Wed, 07/17/2019 - 12:22

From our vantage point overlooking Main Street, electric bicycles seem to have arrived, along with an increase in the number of traditional, pedal-powered bikes. We’ve seen a couple of electric scooters, too, which look like fun, but we are not sure that any of these belong on the sidewalk.

 It’s not surprising that many riders prefer the sidewalks given the chaos of cars and trucks on the roads. This puts both cyclists and pedestrians at unacceptable risk. We might go on at length about the law and how New York State fails to view bicycles the same way it does cars, even though one assumes that both should follow the rules of the road and stay off sidewalks. But in reality the near-total absence of bicycle lanes is to blame.

As for biking with children, there are few comfortable options. There is a small, oval track at the East Hampton Town Youth Park on Abraham’s Path. Kids who are lucky enough to live on dead ends or deep in the woods can ride in relative safety. Parents of children in the village or hamlet centers often are no longer comfortable allowing them to bike on the roads.

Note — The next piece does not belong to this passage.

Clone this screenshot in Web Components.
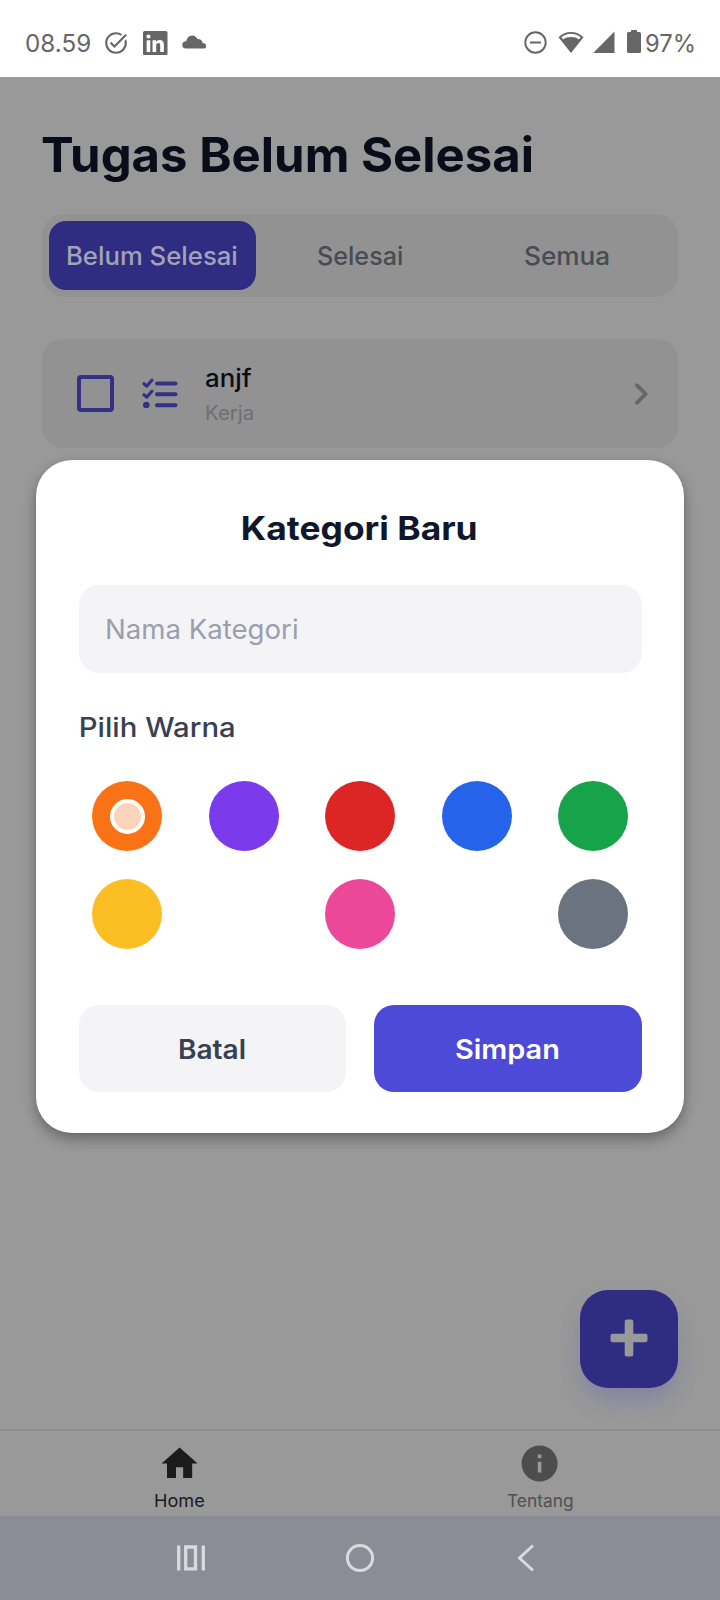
<!DOCTYPE html>
<html lang="id">
<head>
<meta charset="utf-8">
<title>Tugas Belum Selesai</title>
<style>
body{margin:0;background:#999;font-family:Inter,"Liberation Sans",sans-serif;overflow:hidden}
</style>
</head>
<body>
<todo-app></todo-app>
<script>
const define=(name,html,base=HTMLElement)=>{
  const t=document.createElement('template');t.innerHTML=html;
  customElements.define(name,class extends base{
    constructor(){super();this.attachShadow({mode:'open'}).appendChild(t.content.cloneNode(true));}
  });
};

/* One line of text whose glyphs span exactly the width given by "w". */
customElements.define('fit-text',class extends HTMLElement{
  connectedCallback(){
    if(this.shadowRoot)return;
    const size=this.getAttribute('size'),weight=this.getAttribute('weight')||400,w=+this.getAttribute('w');
    const c=document.createElement('canvas').getContext('2d');
    c.font=`${weight} ${size}px Inter, "Liberation Sans", sans-serif`;
    const m=c.measureText(this.textContent.trim());
    const ink=m.actualBoundingBoxRight+m.actualBoundingBoxLeft;
    this.attachShadow({mode:'open'}).innerHTML=`<style>
      :host{display:block;flex:none;width:${w}px;height:${size*1.2}px;line-height:${size*1.2}px;font-size:${size}px;font-weight:${weight};white-space:nowrap}
      span{display:inline-block;transform-origin:0 50%;transform:scaleX(${w/ink}) translateX(${m.actualBoundingBoxLeft}px)}
    </style><span><slot></slot></span>`;
  }
});

define('status-bar',`<style>
:host{display:flex;box-sizing:border-box;height:77px;background:#fff;color:#666;padding:9px 26px 0;align-items:center;justify-content:space-between}
div{display:flex;align-items:center}
svg{display:block;fill:#666;flex:none}
fit-text{margin-top:2px}
</style>
<div>
<fit-text size="24.5" w="64">08.59</fit-text>
<svg style="margin-left:13px" width="26" height="26" viewBox="0 0 24 24"><path d="M22 5.18 10.59 16.6l-4.24-4.24 1.41-1.41 2.83 2.83 10-10L22 5.18zM19.79 10.22c.13.57.21 1.17.21 1.78 0 4.42-3.58 8-8 8s-8-3.58-8-8 3.58-8 8-8c1.58 0 3.04.46 4.28 1.25l1.44-1.44C16.1 2.67 14.13 2 12 2 6.48 2 2 6.48 2 12s4.48 10 10 10 10-4.48 10-10c0-1.19-.22-2.33-.6-3.39l-1.61 1.61z"/></svg>
<svg style="margin-left:14px" width="24.5" height="24.5" viewBox="0 0 24 24"><path d="M20.45 20.45h-3.56v-5.57c0-1.33-.02-3.04-1.85-3.04-1.85 0-2.14 1.45-2.14 2.94v5.67H9.35V9h3.41v1.56h.05c.48-.9 1.64-1.85 3.37-1.85 3.6 0 4.27 2.37 4.27 5.46v6.28zM5.34 7.43a2.06 2.06 0 1 1 0-4.12 2.06 2.06 0 0 1 0 4.12zm1.78 13.02H3.56V9h3.56v11.45zM22.22 0H1.77C.79 0 0 .77 0 1.73v20.54C0 23.23.79 24 1.77 24h20.45c.98 0 1.78-.77 1.78-1.73V1.73C24 .77 23.2 0 22.22 0z"/></svg>
<svg style="margin:-1px 0 0 14px" width="24.5" height="14" viewBox="0 0 24 14"><path d="M3.800 13.500Q0 13.200 0 9.900C0 7.500 1.700 6.300 3.900 6.200 4.800 2.700 6.800.4 9.800.4c2.700 0 4.600 1.600 5.400 3.700 2.900-.1 4.700 1.500 5.200 3.900C22.700 8.200 24 9.400 24 11c0 1.600-1 2.500-2.600 2.500z"/></svg>
</div>
<div>
<svg width="23" height="23" viewBox="0 0 23 23"><circle cx="11.500" cy="11.500" r="10.200" fill="none" stroke="#666" stroke-width="1.900"/><path d="M6 10.500h11v2H6z"/></svg>
<svg style="margin-left:11px" width="26" height="23" viewBox="0 0 26 23"><path d="M13 22 0.500 6.200C4 2.700 8.300.900 13 .900S22 2.700 25.500 6.200zM13 2.700C9.500 2.700 6 3.900 3.400 6.200l1.700 2.200C7.400 6.600 10 5.900 13 5.900s5.600.700 7.900 2.500l1.700-2.200C20 3.900 16.500 2.700 13 2.700z" fill-rule="evenodd"/></svg>
<svg style="margin-left:8.500px" width="22" height="23" viewBox="0 0 22 23"><path d="M.200 22 21.500.500V22z"/></svg>
<svg style="margin-left:12.500px;margin-top:-1px" width="14" height="24" viewBox="0 0 14 24"><path d="M4 0h6v2h2.500Q14 2 14 3.500v18Q14 23 12.500 23h-11Q0 23 0 21.500v-18Q0 2 1.500 2H4z"/></svg>
<fit-text style="margin-left:5px" size="24.5" w="48">97%</fit-text>
</div>`);

define('filter-tab',`<style>
:host{display:flex;align-items:center;justify-content:center;border-radius:17px;color:#484b52}
:host([active]){background:#2e2d82;color:#a3a2b6}
</style><slot></slot>`);

define('filter-tabs',`<style>
:host{display:grid;grid-template-columns:207px 207px 208px;box-sizing:border-box;height:83px;padding:7px;border-radius:22px;background:#929292}
</style><slot></slot>`);

define('task-card',`<style>
:host{display:flex;align-items:center;box-sizing:border-box;height:109px;margin-top:42px;padding:0 30px 0 35px;border-radius:21px;background:#929292}
svg{display:block;flex:none}
.box{box-sizing:border-box;width:37px;height:37px;border:4px solid #343087;border-radius:4px}
.list{margin:-2px 0 0 28px}
.copy{margin-left:28px;flex:1}
</style>
<div class="box"></div>
<svg class="list" width="36" height="30" viewBox="0 0 36 30" fill="none" stroke="#343087" stroke-linecap="round" stroke-linejoin="round"><path d="m2 5.700 2.700 2.400L9.900 2.200M2 16.700l2.700 2.400L9.900 13.200" stroke-width="3.200"/><path d="M15 5.500h18.500M15 16.300h18.500M15 27.200h18.500" stroke-width="4"/><circle cx="4.300" cy="27" r="3.300" fill="#343087" stroke="none"/></svg>
<div class="copy"><slot></slot></div>
<svg width="13" height="22" viewBox="0 0 13 22" fill="none" stroke="#65676c" stroke-width="3.800" stroke-linecap="round" stroke-linejoin="round"><path d="m2 2.300 8.700 8.700L2 19.700"/></svg>`);

define('add-button',`<style>
:host{position:absolute;right:42px;bottom:41px;width:98px;height:98px;border-radius:28px;background:#2e2d82;box-shadow:0 14px 22px -2px rgba(79,70,190,.26);display:flex;align-items:center;justify-content:center}
svg{display:block;margin:-2px 1px 0 0}
</style><svg width="38" height="38" viewBox="0 0 38 38"><path d="M16.800.500h4.400q2.100 0 2.100 2.100v12.100h12.100q2.100 0 2.100 2.100v4.400q0 2.100-2.100 2.100H23.300v12.100q0 2.100-2.100 2.100h-4.400q-2.100 0-2.100-2.100V23.300H2.600Q.500 23.300.500 21.200v-4.400q0-2.100 2.100-2.100h12.100V2.600q0-2.100 2.100-2.100z" fill="#999"/></svg>`);

define('bottom-nav',`<style>
:host{display:grid;grid-template-columns:1fr 1fr;box-sizing:border-box;height:87px;border-top:2px solid #8e8e8e}
div{display:flex;flex-direction:column;align-items:center;color:#1b1b1b}
div+div{color:#505050}
svg{display:block;margin:10.500px 0 5.700px}
fit-text{margin-right:1px}
</style>
<div><svg width="43.200" height="43.200" viewBox="0 0 24 24" fill="#1b1b1b"><path d="M10 20v-6h4v6h5v-8h3L12 3 2 12h3v8z"/></svg><fit-text size="17.500" w="49.500">Home</fit-text></div>
<div><svg width="43.200" height="43.200" viewBox="0 0 24 24" fill="#4d4d4d"><path d="M12 2C6.480 2 2 6.480 2 12s4.480 10 10 10 10-4.480 10-10S17.520 2 12 2zm1 15h-2v-6h2v6zm0-8h-2V7h2v2z"/></svg><fit-text size="17.500" w="66">Tentang</fit-text></div>`);

define('system-nav',`<style>
:host{display:flex;height:84px;background:#8b8d96;align-items:center;justify-content:space-between;padding:0 185px 0 176px}
svg{display:block;fill:none;stroke:#d9dae0;stroke-width:3}
</style>
<svg width="30" height="28" viewBox="0 0 30 28"><path d="M2.700 1.500v25M27.300 1.500v25M9.700 3h9.800v21.800H9.700z" stroke-width="3.300"/></svg>
<svg width="30" height="30" viewBox="0 0 30 30" style="margin-right:4px"><circle cx="15" cy="15" r="12.600"/></svg>
<svg width="18" height="28" viewBox="0 0 18 28"><path d="M16 1.500 2.500 14 16 26.500" stroke-width="3"/></svg>`);

define('text-field',`<style>
:host{display:flex;align-items:center;box-sizing:border-box;height:88px;margin-top:37px;padding:2px 28.500px 0;border-radius:20px;background:#f4f4f7;color:#9a9eae}
</style><slot></slot>`);

customElements.define('color-dot',class extends HTMLElement{
  connectedCallback(){
    if(this.shadowRoot)return;
    this.attachShadow({mode:'open'}).innerHTML=`<style>
    :host{display:flex;align-items:center;justify-content:center;width:70px;height:70px;border-radius:50%;background:${this.getAttribute('color')}}
    i{display:none;box-sizing:border-box;width:35px;height:35px;margin:1px 0 0 1px;border:4px solid #fff;border-radius:50%;background:#fcd4bb}
    :host([selected]) i{display:block}
    </style><i></i>`;
  }
});

define('color-picker',`<style>
:host{display:grid;grid-template-columns:repeat(5,70px);justify-content:space-between;row-gap:28px;margin:38.500px 13.500px 0}
::slotted(:nth-child(7)){grid-column:3}
::slotted(:nth-child(8)){grid-column:5}
</style><slot></slot>`);
customElements.get('color-picker').prototype.connectedCallback=function(){};

define('modal-button',`<style>
:host{display:flex;flex:1;box-sizing:border-box;height:87px;padding:2px 1px 0 0;align-items:center;justify-content:center;border-radius:20px;background:#f4f4f7;color:#374151}
:host([primary]){background:#4d4ad7;color:#fff}
</style><slot></slot>`);

define('category-modal',`<style>
:host{position:absolute;left:36px;right:36px;top:460px;height:673px;box-sizing:border-box;padding:48px 42.500px 0;border-radius:36px;background:#fff;box-shadow:0 6px 14px rgba(0,0,0,.32),0 0 2px rgba(0,0,0,.1)}
header{display:flex;box-sizing:border-box;height:40px;padding:2px 1px 0 0;align-items:center;justify-content:center;color:#0f172a}
.label{display:flex;align-items:center;height:30px;margin:39.500px 0 0 2px;color:#374151}
footer{display:flex;gap:28.500px;margin-top:56px}
</style>
<header><fit-text size="33" weight="700" w="233">Kategori Baru</fit-text></header>
<text-field><fit-text size="27" w="190">Nama Kategori</fit-text></text-field>
<div class="label"><fit-text size="26.500" weight="500" w="153.500">Pilih Warna</fit-text></div>
<color-picker>
<color-dot color="#f97316" selected></color-dot><color-dot color="#7c3aed"></color-dot><color-dot color="#dc2626"></color-dot><color-dot color="#2563eb"></color-dot><color-dot color="#16a34a"></color-dot>
<color-dot color="#fbbf24"></color-dot><color-dot color="#ec4899"></color-dot><color-dot color="#6b7280"></color-dot>
</color-picker>
<footer><modal-button><fit-text size="26.500" weight="600" w="66">Batal</fit-text></modal-button><modal-button primary><fit-text size="26.500" weight="600" w="102.500">Simpan</fit-text></modal-button></footer>`);

define('todo-app',`<style>
:host{display:flex;flex-direction:column;position:relative;width:720px;height:1600px;background:#999;overflow:hidden}
main{position:relative;flex:1;padding:0 42px}
.title{display:flex;height:137px;align-items:center;padding-top:18px;box-sizing:border-box;color:#090d19}
.name{color:#090d19}
.sub{color:#6b6f76;margin-top:8px}
</style>
<status-bar></status-bar>
<main>
<div class="title"><fit-text size="48" weight="700" w="490">Tugas Belum Selesai</fit-text></div>
<filter-tabs>
<filter-tab active><fit-text size="25" weight="500" w="168.500">Belum Selesai</fit-text></filter-tab>
<filter-tab><fit-text size="25" weight="500" w="84">Selesai</fit-text></filter-tab>
<filter-tab><fit-text size="25" weight="500" w="84">Semua</fit-text></filter-tab>
</filter-tabs>
<task-card><fit-text class="name" size="25" weight="500" w="46">anjf</fit-text><fit-text class="sub" size="20" w="47">Kerja</fit-text></task-card>
<add-button></add-button>
</main>
<bottom-nav></bottom-nav>
<system-nav></system-nav>
<category-modal></category-modal>`);
</script>
</body>
</html>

No level of government is exempt from responsibility in this. Town and village roads generally do not even have shoulders on which one could ride or get out of the way of an inattentive driver. New York State and Suffolk County, masters of the larger routes, such as 27, Route 114, and a portion of Three Mile Harbor Road, are unwilling to make changes. Hotels and inns add to the sense that the sidewalks are no longer just for pedestrians, sending their guests off wobbling helmetless on borrowed bikes.

Making the situation even more alarming for bikers and runners, many roadsides have been cordoned off with rocks or wooden or metal stakes by homeowners protecting extensions of their lawns, which they see as their own. Along Further Lane, for example, a wealthy part-time resident actually had a soil berm installed to stop anyone from going onto “his” grass. During the work, officials apparently averted their eyes. In East Hampton Village, the public portion of West End Road is as fenced off as the Mona Lisa is at the Louvre.

We believe law enforcement should either deal with the unsafe conditions bicycles and their speedy electric versions create on sidewalks or pressure officials to make adequate accommodations for them on the roads. There are simply too many people walking and on two wheels for there not to be meaningful changes in order to prevent accidents to bikers and walkers alike. There has been talk on bike trails for almost as long as we can remember; nothing much has come to realization.

Going toward town elections this fall and East Hampton Village elections next spring, we would like to hear what all the candidates would hope to do to make everyone safer, no matter where they drive, bike, jog, or walk.